The Meaning of Salvation in Christ

by John Kalomiros

The experience of salvation in Christ presupposes knowledge of the mystery of the Church. The meaning of ecclesial life cannot be exhausted by attending a service at some parish church. Certainly participation in worship is the cornerstone of Christian experience and the life of the parish. On the other hand, ecclesial life should spring forth from inside a man in such a way that it will spread to other aspects of his life as well and embrace his daily existence as a whole. Otherwise, one may think his participation in the Church is something limited to a specific day and time or that it is a compartment of his life detached from everything else. But if he remains with this thought only, he will always wonder about a big question: In the end, what does it all meaning?

 

This should be the starting point of inquiries on these matters. If we limit ecclesial life to a perfunctory participation in worship, then we will have only a very small part of the picture, and it is doubtful that meaning could spring from such particularity. As people who care about spiritual life, we need to understand well that what we call meaning can only arise from a catholicity, a wholeness, that embraces everything in our lives. It is impossible for meaning to spring from the particular. The particular by itself never produces a meaning but rather only a fragmentary picture. The particular has always to do with the element of individuality, that is, with what a man does as an individual in his life.
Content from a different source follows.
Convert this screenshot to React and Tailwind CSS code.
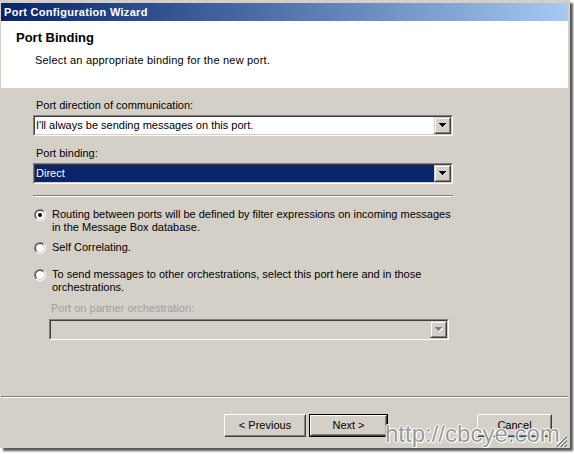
import React from 'react'

function DropButton({ disabled }) {
  const fill = disabled ? '#808080' : '#000000'
  return (
    <div className="w-[17px] h-full shrink-0 border border-t-[#d4d0c8] border-l-[#d4d0c8] border-b-[#404040] border-r-[#404040] bg-[#d4d0c8]">
      <div className="h-full flex items-center justify-center border border-t-white border-l-white border-b-[#808080] border-r-[#808080]">
        <svg width="8" height="5" shapeRendering="crispEdges">
          {disabled && (
            <g fill="#ffffff">
              <rect x="1" y="1" width="7" height="1" />
              <rect x="2" y="2" width="5" height="1" />
              <rect x="3" y="3" width="3" height="1" />
              <rect x="4" y="4" width="1" height="1" />
            </g>
          )}
          <g fill={fill}>
            <rect x="0" y="0" width="7" height="1" />
            <rect x="1" y="1" width="5" height="1" />
            <rect x="2" y="2" width="3" height="1" />
            <rect x="3" y="3" width="1" height="1" />
          </g>
        </svg>
      </div>
    </div>
  )
}

function Combo({ value, selected, disabled, className }) {
  return (
    <div className={`h-[21px] border border-t-[#808080] border-l-[#808080] border-b-white border-r-white ${className}`}>
      <div className={`h-full flex border border-t-[#404040] border-l-[#404040] border-b-[#d4d0c8] border-r-[#d4d0c8] ${disabled ? 'bg-[#d4d0c8]' : 'bg-white'}`}>
        <div className={`flex-1 flex items-center pl-[1px] ${selected ? 'bg-[#0a246a] text-white' : 'text-black'}`}>
          {value}
        </div>
        <DropButton disabled={disabled} />
      </div>
    </div>
  )
}

function Radio({ checked }) {
  return (
    <div className="w-[12px] h-[12px] shrink-0 rounded-full border border-t-[#808080] border-l-[#808080] border-b-white border-r-white">
      <div className="w-full h-full rounded-full bg-white flex items-center justify-center border border-t-[#404040] border-l-[#404040] border-b-[#d4d0c8] border-r-[#d4d0c8]">
        {checked && <div className="w-[4px] h-[4px] rounded-full bg-black" />}
      </div>
    </div>
  )
}

function Button({ children, isDefault, className }) {
  return (
    <div className={`h-[23px] ${isDefault ? 'border border-black' : ''} ${className}`}>
      <div className="h-full border border-t-white border-l-white border-b-[#404040] border-r-[#404040]">
        <div className="h-full flex items-center justify-center border border-t-[#d4d0c8] border-l-[#d4d0c8] border-b-[#808080] border-r-[#808080] text-black">
          {children}
        </div>
      </div>
    </div>
  )
}

function Etched() {
  return (
    <div>
      <div className="h-px bg-[#808080]" />
      <div className="h-px bg-white" />
    </div>
  )
}

export default function App() {
  return (
    <div className="w-[574px] h-[454px] bg-white relative overflow-hidden font-['Liberation_Sans',Arial,sans-serif] text-[11px] leading-[13px]">
      <div className="w-[570px] h-[448px] bg-[#d4d0c8] border-l border-t-[3px] border-r-2 border-[#d4d0c8] flex flex-col shadow-[3px_3px_2px_rgba(0,0,0,0.65)]">
        {/* title bar */}
        <div className="h-[18px] shrink-0 flex items-center pl-[3px] bg-gradient-to-r from-[#0a246a] to-[#a6caf0] text-white font-bold tracking-[0.3px]">
          Port Configuration Wizard
        </div>

        {/* header */}
        <div className="h-[67px] shrink-0 bg-white">
          <div className="pt-[9px] pl-[15px] text-[13px] leading-[16px] font-bold text-black">Port Binding</div>
          <div className="mt-[8px] pl-[34px] text-black tracking-[0.2px]">Select an appropriate binding for the new port.</div>
        </div>

        {/* body */}
        <div className="h-[308px] shrink-0 pl-[32px] text-black">
          <div className="mt-[11px] ml-[3px]">Port direction of communication:</div>
          <Combo className="mt-[3px] w-[420px]" value="I'll always be sending messages on this port." />
          <div className="mt-[11px] ml-[3px]">Port binding:</div>
          <Combo className="mt-[3px] w-[420px]" value="Direct" selected />
          <div className="mt-[11px] w-[420px]">
            <Etched />
          </div>

          <div className="mt-[11px] ml-[1px] flex gap-[6px]">
            <div className="mt-[1px]"><Radio checked /></div>
            <div>
              Routing between ports will be defined by filter expressions on incoming messages<br />
              in the Message Box database.
            </div>
          </div>
          <div className="mt-[7px] ml-[1px] flex gap-[6px]">
            <div className="mt-[1px]"><Radio /></div>
            <div>Self Correlating.</div>
          </div>
          <div className="mt-[14px] ml-[1px] flex gap-[6px]">
            <div className="mt-[1px]"><Radio /></div>
            <div>
              To send messages to other orchestrations, select this port here and in those<br />
              orchestrations.
            </div>
          </div>
          <div className="mt-[8px] ml-[18px] text-[#a0a0a0]">Port on partner orchestration:</div>
          <Combo className="mt-[4px] ml-[16px] w-[400px]" value="" disabled />
        </div>

        <Etched />

        {/* buttons */}
        <div className="mt-[16px] flex">
          <Button className="ml-[223px] w-[82px]">&lt; Previous</Button>
          <Button className="ml-[3px] w-[79px]" isDefault>Next &gt;</Button>
          <Button className="ml-[89px] w-[75px]">Cancel</Button>
        </div>
      </div>

      {/* size grip */}
      <svg className="absolute left-[554px] top-[434px]" width="13" height="13" shapeRendering="crispEdges">
        {[0, 4, 8].map((o) => (
          <g key={o}>
            <line x1={13} y1={o + 1} x2={o + 1} y2={13} stroke="#ffffff" strokeWidth="1" />
            <line x1={13} y1={o + 2} x2={o + 2} y2={13} stroke="#808080" strokeWidth="1" />
            <line x1={13} y1={o + 3} x2={o + 3} y2={13} stroke="#808080" strokeWidth="1" />
          </g>
        ))}
      </svg>

      {/* watermark */}
      <div className="absolute left-[385px] top-[422px] text-[24px] leading-[24px] text-[rgba(120,120,120,0.75)] [text-shadow:1px_0_0_#fff,-1px_0_0_#fff,0_1px_0_#fff,0_-1px_0_#fff,1px_1px_0_#fff]">
        http://cbcye.com
      </div>
    </div>
  )
}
For example, whether he goes or does not go to Church on Sunday morning is a private decision--a matter of his own private life. And meaning is not contained within individuality. If that part of life springs forth from a more catholic and broader human spiritual perspective and experience which guides him to live every moment of his life in a certain manner, only then can a man distinguish meaning behind all those isolated actions.

 

If we want our works to bear fruit, we have to avoid an attitude that simply recycles standard practices without ever questioning the actual meaning that lies beneath them. We will not be judged for the fulfillment of the law or for our obedience to certain rules of Christian life but rather for the ethos of our life, which springs from within us in a living way as testimony to Christ and the Gospel.

 

The Only Mystery

What do we Christians mean when we say “salvation?” What can salvation possibly mean for certain creatures, such as men, who are born, grow old, and die?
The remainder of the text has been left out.